>> START DATASET RECORDS

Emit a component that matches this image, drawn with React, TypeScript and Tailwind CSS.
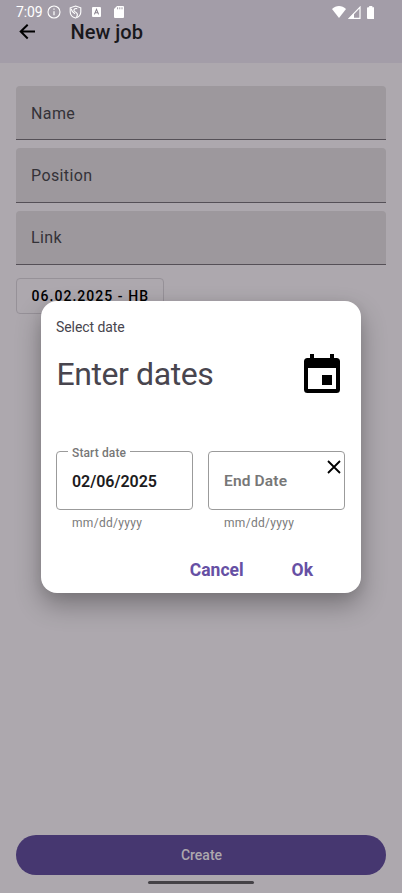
import React from "react";

function StatusBar() {
  return (
    <div className="flex h-5 items-end justify-between pl-4 pr-7 text-white">
      <div className="flex h-4 items-center">
        <span className="w-[31px] whitespace-nowrap pb-px text-[14px] leading-4 tracking-[-0.1px]">7:09</span>
        <svg className="h-[14px] w-[14px]" viewBox="0 0 14 14" fill="none" stroke="white">
          <circle cx="7" cy="7" r="6" strokeWidth="1.1" />
          <path d="M7 6.2v4M7 3.5v1.3" strokeWidth="1.2" />
        </svg>
        <svg className="ml-2 h-[14px] w-[13px]" viewBox="0 0 13 14" fill="none" stroke="white" strokeWidth="1.1">
          <path d="M6.5 1 11.800 2.800v4.100c0 2.800-2.300 5.200-5.300 6.200-3-1-5.300-3.400-5.300-6.200V2.800Z" />
          <path d="M8.200 3.600C5 3 4.200 5.200 5.600 6.400l2 1.500c1.200 1.100.9 2.700 0 4.400M2 3.700c.5 2.500 1.500 3.500 4 5.200" />
        </svg>
        <svg className="ml-[9.500px] h-[10px] w-[9px]" viewBox="0 0 9 10">
          <rect width="9" height="10" rx="1" fill="white" />
          <path d="m2.400 7.400 2.100-5 2.100 5M3.200 5.800h2.600" fill="none" stroke="#8b8590" strokeWidth="1.100" />
        </svg>
        <svg className="ml-[13px] h-3 w-[10px]" viewBox="0 0 10 12">
          <path d="M3 0h6q1 0 1 1v10q0 1-1 1H1q-1 0-1-1V3Z" fill="white" />
          <path d="M3.600 1.300v2M5.800 1.300v2M8 1.300v2" stroke="#a39da8" strokeWidth="1" />
        </svg>
      </div>
      <div className="flex h-4 items-center">
        <svg className="h-3 w-[14px]" viewBox="0 0 14 12">
          <path d="M0 3C4-1 10-1 14 3L7 12Z" fill="white" />
        </svg>
        <svg className="ml-[1.500px] h-[13px] w-[13px]" viewBox="0 0 13 13">
          <path d="M1.200 12.300H12V1.200Z" fill="none" stroke="white" strokeWidth="1.200" />
          <path d="M1 12.300 6 7.300v5Z" fill="white" />
        </svg>
        <svg className="ml-[6px] h-[13px] w-[7.500px]" viewBox="0 0 8 13" preserveAspectRatio="none">
          <path d="M2.300 0h3.400v1.200H7q1 0 1 1V12q0 1-1 1H1q-1 0-1-1V2.200q0-1 1-1h1.300Z" fill="white" />
        </svg>
      </div>
    </div>
  );
}

function Field({ label }: { label: string }) {
  return (
    <div className="flex h-[54.300px] items-center rounded-t-[4px] border-b border-[#555057] bg-[#9d989d] px-[15px] pt-[2px] text-[16px] tracking-[0.400px] text-[#343238]">
      {label}
    </div>
  );
}

function DateField({ label, value, clearable }: { label: string; value?: string; clearable?: boolean }) {
  return (
    <div className="w-[137px]">
      <div className="relative flex h-[59px] items-center rounded-[4px] border border-[#9b9b9b] px-[15px] pt-[2.500px]">
        {value ? (
          <>
            <span className="absolute left-[11px] top-[-7px] whitespace-nowrap bg-white px-1 text-[12px] font-medium leading-4 tracking-[0.120px] text-[#777]">
              {label}
            </span>
            <span className="text-[16px] font-semibold tracking-[-0.040px] text-[#1c1b20]">{value}</span>
          </>
        ) : (
          <span className="text-[15.500px] font-semibold tracking-[0.150px] text-[#777]">{label}</span>
        )}
        {clearable && (
          <svg className="absolute right-[3.500px] top-[8px] h-[14px] w-[14px]" viewBox="0 0 14 14" stroke="#000" strokeWidth="1.800">
            <path d="m1 1 12 12M13 1 1 13" />
          </svg>
        )}
      </div>
      <div className="mt-[5px] pl-4 text-[12px] leading-4 tracking-[0.300px] text-[#7a7a7a]">mm/dd/yyyy</div>
    </div>
  );
}

function DateDialog() {
  return (
    <div className="absolute left-[40.500px] top-[301px] flex h-[291.500px] w-[320.500px] flex-col rounded-[16px] bg-white px-[15.500px] shadow-[0_12px_26px_rgba(0,0,0,0.3),0_2px_12px_rgba(0,0,0,0.06)]">
      <div className="mt-[18px] text-[14px] leading-4 tracking-[-0.080px] text-[#48454e]">Select date</div>
      <div className="mt-[14px] flex h-12 items-center justify-between pr-[5.500px]">
        <span className="pl-[0.500px] pt-[2px] text-[32px] leading-10 tracking-[-0.420px] text-[#48454e]">Enter dates</span>
        <svg className="h-[39px] w-9" viewBox="0 0 36 39">
          <path
            fillRule="evenodd"
            d="M6 0h4v4h16V0h4v4h2.500Q36 4 36 7.500v28Q36 39 32.500 39h-29Q0 39 0 35.500v-28Q0 4 3.500 4H6ZM4 14v21h28V14Z"
          />
          <path d="M18 21h10v10H18Z" />
        </svg>
      </div>
      <div className="mt-[54px] flex gap-[15px]">
        <DateField label="Start date" value="02/06/2025" />
        <DateField label="End Date" clearable />
      </div>
      <div className="mt-[27px] flex justify-end gap-12 pr-[32.500px] text-[17.500px] font-bold leading-6 text-[#6650a4]">
        <button>Cancel</button>
        <button>Ok</button>
      </div>
    </div>
  );
}

export default function App() {
  return (
    <div className="relative flex h-[893px] w-[402px] flex-col overflow-hidden bg-[#ada8ae] font-[Roboto,sans-serif]">
      <header className="h-[63px] bg-[#a39da8]">
        <StatusBar />
        <div className="flex h-6 items-center pl-[19px]">
          <svg className="h-4 w-4" viewBox="0 0 16 16" fill="none" stroke="#000" strokeWidth="2">
            <path d="M16 7.500H2M8.700.7 1.700 7.500l7 7" />
          </svg>
          <h1 className="ml-[35.600px] text-[20px] font-medium leading-6 text-[#19181c]">New job</h1>
        </div>
      </header>
      <main className="flex flex-1 flex-col px-4 pt-[23px]">
        <div className="flex flex-col gap-2">
          <Field label="Name" />
          <Field label="Position" />
          <Field label="Link" />
        </div>
        <div className="mt-[13px] flex h-9 w-[148px] items-center whitespace-nowrap rounded-[4px] border border-[#969198] pl-[14.500px] pt-[2px] text-[14px] font-medium tracking-[1.040px] text-black">
          06.02.2025 - HB
        </div>
        <button className="mt-auto h-[39.500px] rounded-full bg-[#463770] pl-px pt-[2px] text-[14px] font-medium text-[#ada8ae]">
          Create
        </button>
        <div className="mb-[9px] mt-[6.500px] h-[3px] w-[106px] self-center rounded-full bg-[#454247]" />
      </main>
      <DateDialog />
    </div>
  );
}
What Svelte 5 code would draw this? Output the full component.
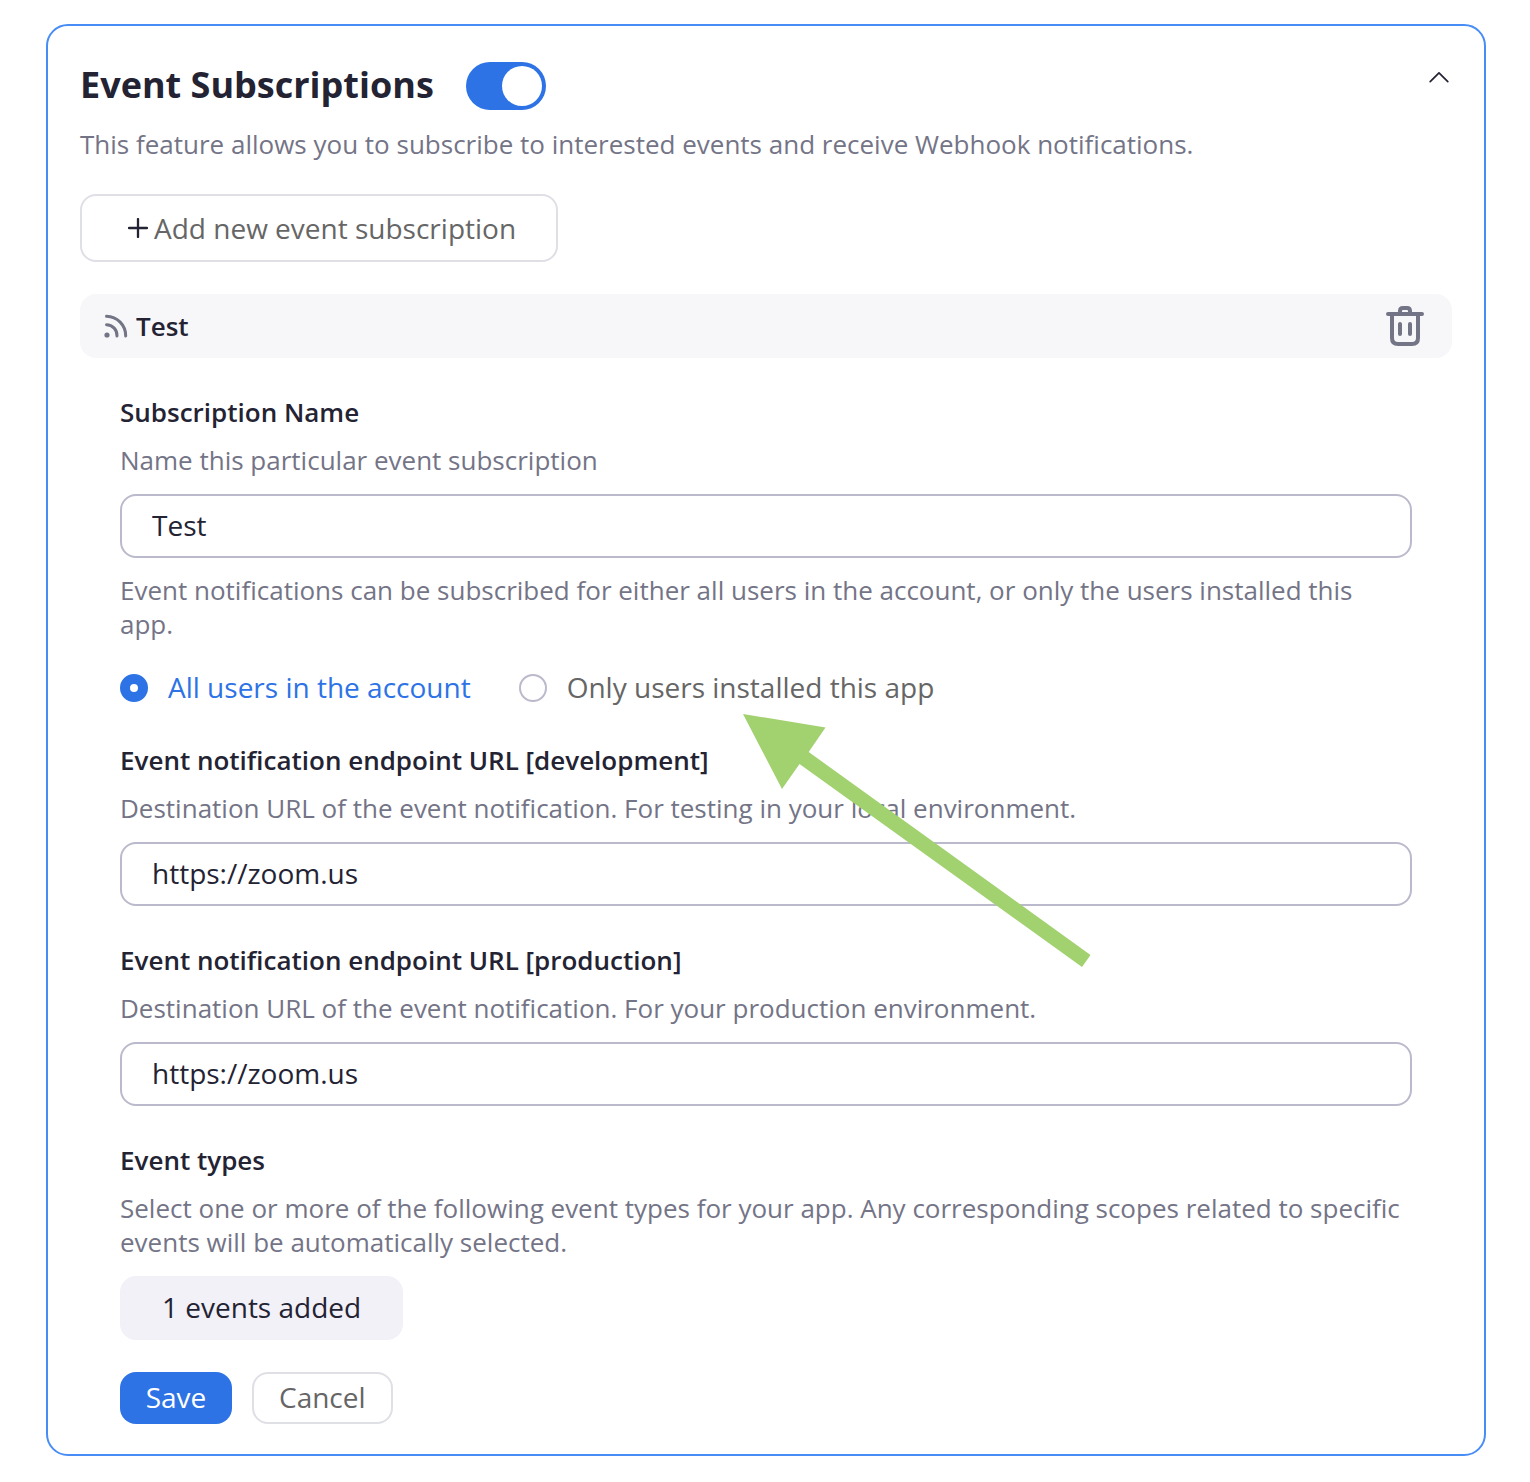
<script lang="ts">
  interface Endpoint {
    id: string;
    env: string;
    hint: string;
    url: string;
  }

  let enabled = $state(true);
  let expanded = $state(true);
  let name = $state('Test');
  let audience = $state('all');
  let eventCount = $state(1);

  let endpoints = $state<Endpoint[]>([
    {
      id: 'dev-url',
      env: 'development',
      hint: 'For testing in your local environment.',
      url: 'https://zoom.us'
    },
    {
      id: 'prod-url',
      env: 'production',
      hint: 'For your production environment.',
      url: 'https://zoom.us'
    }
  ]);

  const audiences = [
    { value: 'all', label: 'All users in the account' },
    { value: 'installed', label: 'Only users installed this app' }
  ];
</script>

<main class="page">
  <section class="card">
    <header class="card-header">
      <h1>Event Subscriptions</h1>
      <input
        class="toggle"
        type="checkbox"
        role="switch"
        aria-label="Event Subscriptions"
        bind:checked={enabled}
      />
      <button
        class="icon-btn collapse"
        aria-label="Collapse"
        aria-expanded={expanded}
        onclick={() => (expanded = !expanded)}
      >
        <svg width="24" height="24" viewBox="0 0 24 24" fill="none" stroke="currentColor" stroke-width="1.7" stroke-linecap="round" stroke-linejoin="round">
          <path d="M2.2 19.6 L11 10.8 L19.8 19.6" />
        </svg>
      </button>
    </header>

    <p class="desc">
      This feature allows you to subscribe to interested events and receive Webhook notifications.
    </p>

    {#if expanded}
      <button class="btn add-btn">
        <svg width="20" height="20" viewBox="0 0 20 20" fill="none" stroke="#232333" stroke-width="2.3" stroke-linecap="round">
          <path d="M10 1V19M1 10H19" />
        </svg>
        Add new event subscription
      </button>

      <div class="sub-bar">
        <svg width="24" height="24" viewBox="0 0 24 24" fill="none" stroke="currentColor" stroke-width="3" stroke-linecap="round">
          <circle cx="3" cy="21" r="2.6" fill="currentColor" stroke="none" />
          <path d="M2.5 10.8A10.5 10.5 0 0 1 13 22" />
          <path d="M2.5 2.2A19.5 19.5 0 0 1 21.7 22" />
        </svg>
        <h2>{name}</h2>
        <button class="icon-btn" aria-label="Delete subscription">
          <svg width="38" height="40" viewBox="0 0 38 40" fill="none" stroke="currentColor" stroke-width="4" stroke-linecap="round">
            <path d="M2 8H36" />
            <path d="M14 7V5Q14 2 17 2H21Q24 2 24 5V7" />
            <path d="M6 9V32Q6 38 12 38H26Q32 38 32 32V9" />
            <path d="M14 18V28M24 18V28" />
          </svg>
        </button>
      </div>

      <form class="sub-form" onsubmit={(e) => e.preventDefault()}>
        <div class="field">
          <label class="label" for="sub-name">Subscription Name</label>
          <p class="desc">Name this particular event subscription</p>
          <input id="sub-name" class="text-input" type="text" bind:value={name} />
          <p class="desc help">
            Event notifications can be subscribed for either all users in the account, or only the
            users installed this app.
          </p>
          <div class="radios" role="radiogroup" aria-label="Subscribed users">
            {#each audiences as option (option.value)}
              <label class="radio" class:selected={audience === option.value}>
                <input type="radio" name="audience" value={option.value} bind:group={audience} />
                <span>{option.label}</span>
              </label>
            {/each}
            <!-- Annotation arrow pointing at the second option -->
            <svg class="arrow" width="348" height="254" viewBox="0 0 348 254" aria-hidden="true">
              <path d="M0 0 L82.5 13.5 L65.7 38 L347.5 241 L339 253 L56.5 50 L39 75 Z" fill="#a2d16f" />
            </svg>
          </div>
        </div>

        {#each endpoints as endpoint (endpoint.id)}
          <div class="field">
            <label class="label" for={endpoint.id}>
              Event notification endpoint URL [{endpoint.env}]
            </label>
            <p class="desc">Destination URL of the event notification. {endpoint.hint}</p>
            <input id={endpoint.id} class="text-input" type="text" bind:value={endpoint.url} />
          </div>
        {/each}

        <div class="field">
          <h3 class="label">Event types</h3>
          <p class="desc">
            Select one or more of the following event types for your app. Any corresponding scopes
            related to specific events will be automatically selected.
          </p>
          <button type="button" class="btn events-btn">{eventCount} events added</button>
        </div>

        <div class="actions">
          <button type="submit" class="btn primary">Save</button>
          <button type="button" class="btn">Cancel</button>
        </div>
      </form>
    {/if}
  </section>
</main>

<style>
  :global(body) {
    margin: 0;
    background: #fff;
  }

  .page {
    padding: 24px 44px 26px 46px;
    color: #232333;
    font-family: 'Open Sans', 'Noto Sans', sans-serif;
    font-size: 28px;
  }

  .page :is(h1, h2, h3, p) {
    margin: 0;
  }

  .page :is(button, input) {
    font: inherit;
    box-sizing: border-box;
  }

  .card {
    padding: 36px 32px 30px;
    border: 2px solid #478df5;
    border-radius: 22px;
  }

  .card-header {
    display: flex;
    align-items: center;
    gap: 32px;
    margin-bottom: 17px;
  }

  h1 {
    padding-bottom: 2px;
    font-size: 36px;
    font-weight: 700;
    line-height: 46px;
  }

  .toggle {
    appearance: none;
    width: 80px;
    height: 48px;
    margin: 0;
    padding: 4px;
    border-radius: 24px;
    background: #babacc;
    display: flex;
    cursor: pointer;
  }

  .toggle::before {
    content: '';
    width: 40px;
    height: 40px;
    border-radius: 50%;
    background: #fff;
  }

  .toggle:checked {
    background: #2d73e5;
    justify-content: flex-end;
  }

  .icon-btn {
    margin-left: auto;
    padding: 0;
    border: none;
    background: none;
    color: #747487;
    display: flex;
    cursor: pointer;
  }

  .collapse {
    align-self: flex-start;
    color: #232333;
  }

  .desc {
    color: #747487;
    font-size: 26px;
    line-height: 34px;
  }

  .btn {
    height: 52px;
    padding: 0 25px 2px;
    border: 2px solid #dfdfe6;
    border-radius: 16px;
    background: #fff;
    color: #666;
    cursor: pointer;
  }

  .add-btn {
    display: flex;
    align-items: center;
    gap: 6px;
    height: 68px;
    margin-top: 33px;
    padding: 0 40px 0 46px;
    line-height: 36px;
  }

  .sub-bar {
    display: flex;
    align-items: center;
    gap: 8px;
    height: 64px;
    margin-top: 32px;
    padding: 0 28px 0 24px;
    border-radius: 16px;
    background: #f7f7fa;
    color: #747487;
    box-sizing: border-box;
  }

  h2 {
    color: #232333;
    font-size: 26px;
    font-weight: 600;
  }

  .sub-form {
    padding: 37px 40px 0;
  }

  .field + .field {
    margin-top: 37px;
  }

  .page .label {
    display: block;
    margin-bottom: 14px;
    font-size: 26px;
    font-weight: 600;
    line-height: 34px;
  }

  .text-input {
    display: block;
    width: 100%;
    height: 64px;
    margin-top: 17px;
    padding: 0 30px 2px;
    border: 2px solid #babacc;
    border-radius: 16px;
    background: #fff;
    color: #232333;
  }

  .help {
    padding-top: 15px;
  }

  .radios {
    position: relative;
    display: flex;
    gap: 48px;
    margin-top: 29px;
    line-height: 36px;
  }

  .radio {
    display: flex;
    align-items: center;
    gap: 20px;
    color: #666;
    cursor: pointer;
  }

  .radio span {
    padding-bottom: 2px;
    line-height: 34px;
  }

  .radio.selected {
    color: #2d73e5;
  }

  .radio input {
    appearance: none;
    width: 28px;
    height: 28px;
    margin: 0;
    border: 2px solid #babacc;
    border-radius: 50%;
    background: #fff;
  }

  .radio input:checked {
    border: 10px solid #2d73e5;
  }

  .arrow {
    position: absolute;
    top: 44px;
    left: 623px;
    pointer-events: none;
  }

  .events-btn {
    height: 64px;
    margin-top: 17px;
    padding: 0 42px 2px;
    border: none;
    background: #f2f1f7;
    color: #232333;
  }

  .actions {
    display: flex;
    gap: 20px;
    margin-top: 32px;
  }

  .primary {
    min-width: 112px;
    padding: 0 24px 2px;
    border: none;
    background: #2d73e5;
    color: #fff;
  }
</style>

>> END DATASET RECORDS

Return nothing but the lines running from the start of the data to the line with "import React from", please, both ends included and no pictures.

SOLUTION TO THE EXERCISE:
Emit a component that matches this image, drawn with React, TypeScript and Tailwind CSS.
import React from "react";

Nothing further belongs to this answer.